The Barclays Short U.S. Treasury 9-12 Month Index is a widely-recognized, market-weighted index of U.S. Treasury bonds with remaining maturities between nine and twelve months.

The Barclays U.S. Aggregate Bond Index is a benchmark index composed of U.S. securities in Treasury, Government-Related, Corporate, and Securitized sectors. It includes securities that are of investment-grade quality or better, have at least one year to maturity, and have an outstanding par value of at least $250 million.

The BofA Merrill Lynch 3-Month LIBOR Constant Maturity Index is an unmanaged index of three-month constant maturity dollar-denominated deposits derived from interest rates on the most recent available dollar-denominated deposits.

The BofA Merrill Lynch U.S. High Yield Constrained Index is a modified market capitalization-weighted index of U.S. dollar-denominated below-investment-grade corporate debt publicly issued in the U.S. domestic market.
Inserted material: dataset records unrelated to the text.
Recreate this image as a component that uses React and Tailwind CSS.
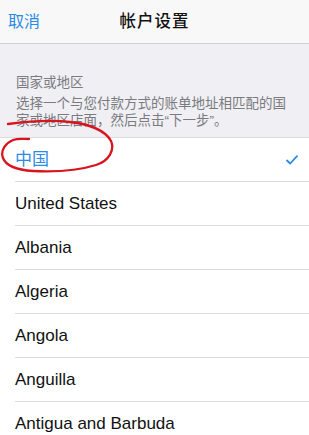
import React from 'react';

const countries = ['United States', 'Albania', 'Algeria', 'Angola', 'Anguilla', 'Antigua and Barbuda'];

const font = { fontFamily: '"Liberation Sans", Arial, "Noto Sans CJK SC", sans-serif' };

export default function App() {
    return (
        <div className="relative w-[309px] h-[435px] overflow-hidden bg-white" style={font}>
            {/* Nav bar */}
            <div className="h-[44px] bg-[#f8f8f8] border-b border-[#cfcfd3] grid grid-cols-[1fr_auto_1fr] items-center">
                <span className="pl-[8px] text-[16px] text-[#2a8ae6]">取消</span>
                <span className="text-[16.5px] font-medium text-[#111] tracking-[1px]">帐户设置</span>
                <span />
            </div>

            {/* Section header */}
            <div className="h-[93px] bg-[#efeff4] px-[16px] pt-[29px] text-[#7a7a7f]">
                <div className="text-[13.5px] leading-[20px]">国家或地区</div>
                <div className="text-[13.5px] leading-[17px] mt-[2px]">
                    选择一个与您付款方式的账单地址相匹配的国家或地区店面，然后点击“下一步”。
                </div>
            </div>

            {/* List */}
            <div className="border-t border-[#dcdce0]">
                <div className="h-[44px] pl-[15px]">
                    <div className="h-full border-b border-[#dcdce0] flex items-center justify-between pr-[11px]">
                        <span className="text-[17px] text-[#2a8ae6]">中国</span>
                        <svg width="12" height="10" viewBox="0 0 12 10" fill="none">
                            <path d="M1 5.5 L4.2 8.5 L11 1.2" stroke="#2a8ae6" strokeWidth="1.8" strokeLinecap="round" strokeLinejoin="round" />
                        </svg>
                    </div>
                </div>
                {countries.map((c) => (
                    <div key={c} className="h-[44px] pl-[15px]">
                        <div className="h-full border-b border-[#dcdce0] flex items-center">
                            <span className="text-[17px] text-[#111]">{c}</span>
                        </div>
                    </div>
                ))}
            </div>

            {/* Red hand-drawn annotation */}
            <svg className="absolute left-0 top-0 pointer-events-none" width="309" height="435">
                <path
                    d="M8 124 C30 121 55 120 70 122 C88 124 105 130 111 141 C115 150 109 161 96 165 C80 170 55 172 33 171 C18 170 6 166 3 158 C0 150 6 143 13 140 C18 138 24 139 29 139"
                    fill="none"
                    stroke="#d8141e"
                    strokeWidth="2.3"
                    strokeLinecap="round"
                />
            </svg>
        </div>
    );
}
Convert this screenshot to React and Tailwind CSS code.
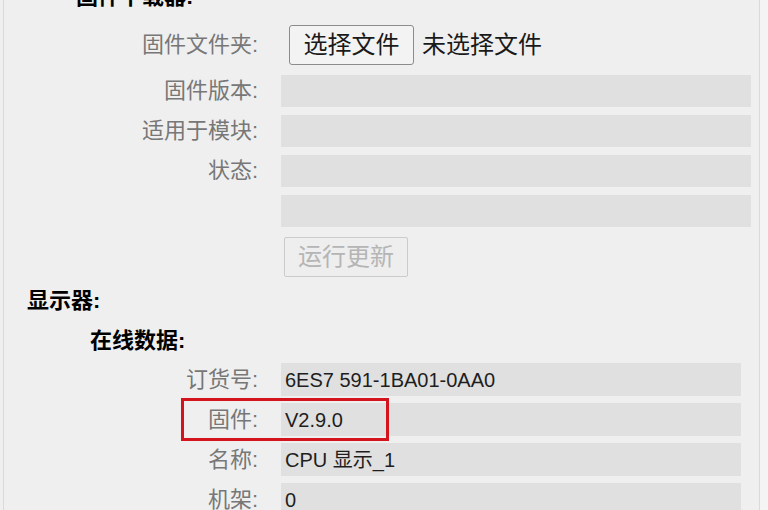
import React from 'react';

const font = { fontFamily: '"Liberation Sans", "Noto Sans CJK SC", sans-serif' };

function Field({ label, children, className = '' }) {
  return (
    <div className={`flex items-center ${className}`}>
      <div className="w-[257px] shrink-0 text-right text-[22px] leading-none text-[#777777]">{label}</div>
      {children}
    </div>
  );
}

function EmptyBox() {
  return <div className="ml-[23px] h-[32px] w-[470px] bg-[#e0e0e0]" />;
}

function ValueBox({ value }) {
  return (
    <div className="ml-[23px] flex h-[33px] w-[460px] items-center bg-[#e0e0e0] pl-[4px] text-[20px] leading-none text-[#1e1e1e]">
      {value}
    </div>
  );
}

export default function App() {
  return (
    <div className="relative h-[510px] w-[768px] overflow-hidden bg-[#efefef]" style={font}>
      <div className="flex h-full">
        <div className="ml-[3px] h-full w-[757px] border-l border-r border-[#dadada]">
          <div className="-ml-[3px]">
            {/* firmware loader */}
            <div className="-mt-[15px] ml-[75px] h-[24px] text-[22px] font-bold leading-[24px] text-black">固件下载器:</div>

            <Field label="固件文件夹:" className="mt-[16px] h-[40px]">
              <button className="ml-[31px] h-[40px] w-[125px] rounded-[3px] border border-[#8c8c8c] bg-[#f3f3f3] text-[24px] leading-none text-[#1a1a1a]">
                选择文件
              </button>
              <span className="ml-[8px] text-[24px] leading-none text-[#1a1a1a]">未选择文件</span>
            </Field>

            <div className="mt-[10px] flex flex-col gap-[8px]">
              <Field label="固件版本:"><EmptyBox /></Field>
              <Field label="适用于模块:"><EmptyBox /></Field>
              <Field label="状态:"><EmptyBox /></Field>
              <Field label=""><EmptyBox /></Field>
            </div>

            <div className="mt-[10px] flex">
              <button
                disabled
                className="ml-[283px] h-[40px] w-[124px] rounded-[2px] border border-[#cbcbcb] bg-[#eeeeee] text-[24px] leading-none text-[#b5b5b5]"
              >
                运行更新
              </button>
            </div>

            {/* display */}
            <div className="mt-[12px] ml-[26px] h-[24px] text-[22px] font-bold leading-[24px] text-black">显示器:</div>
            <div className="mt-[16px] ml-[89px] h-[24px] text-[22px] font-bold leading-[24px] text-black">在线数据:</div>

            <div className="mt-[10px] flex flex-col gap-[7px]">
              <Field label="订货号:"><ValueBox value="6ES7 591-1BA01-0AA0" /></Field>
              <Field label="固件:" className="relative">
                <ValueBox value="V2.9.0" />
                <div className="absolute left-[180px] top-[-5px] h-[43px] w-[208px] border-[3px] border-[#d3141d]" />
              </Field>
              <Field label="名称:"><ValueBox value="CPU 显示_1" /></Field>
              <Field label="机架:"><ValueBox value="0" /></Field>
            </div>
          </div>
        </div>
        <div className="h-full flex-1 bg-[#f4f4f4]" />
      </div>
    </div>
  );
}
Qualifying securities must have a below-investment-grade rating and an investment-grade-rated country of risk. In addition, qualifying securities must have at least one year remaining to final maturity, a fixed coupon schedule and at least $100 million in outstanding face value. Defaulted securities are excluded. The Index contains all securites of The BofA Merrill Lynch U.S. High Yield Index but caps issuer exposure at 2%.

The JP Morgan EMBI Global Diversified Index tracks the total returns for U.S. dollar-denominated debt instruments issued by sovereign and quasi-sovereign entities.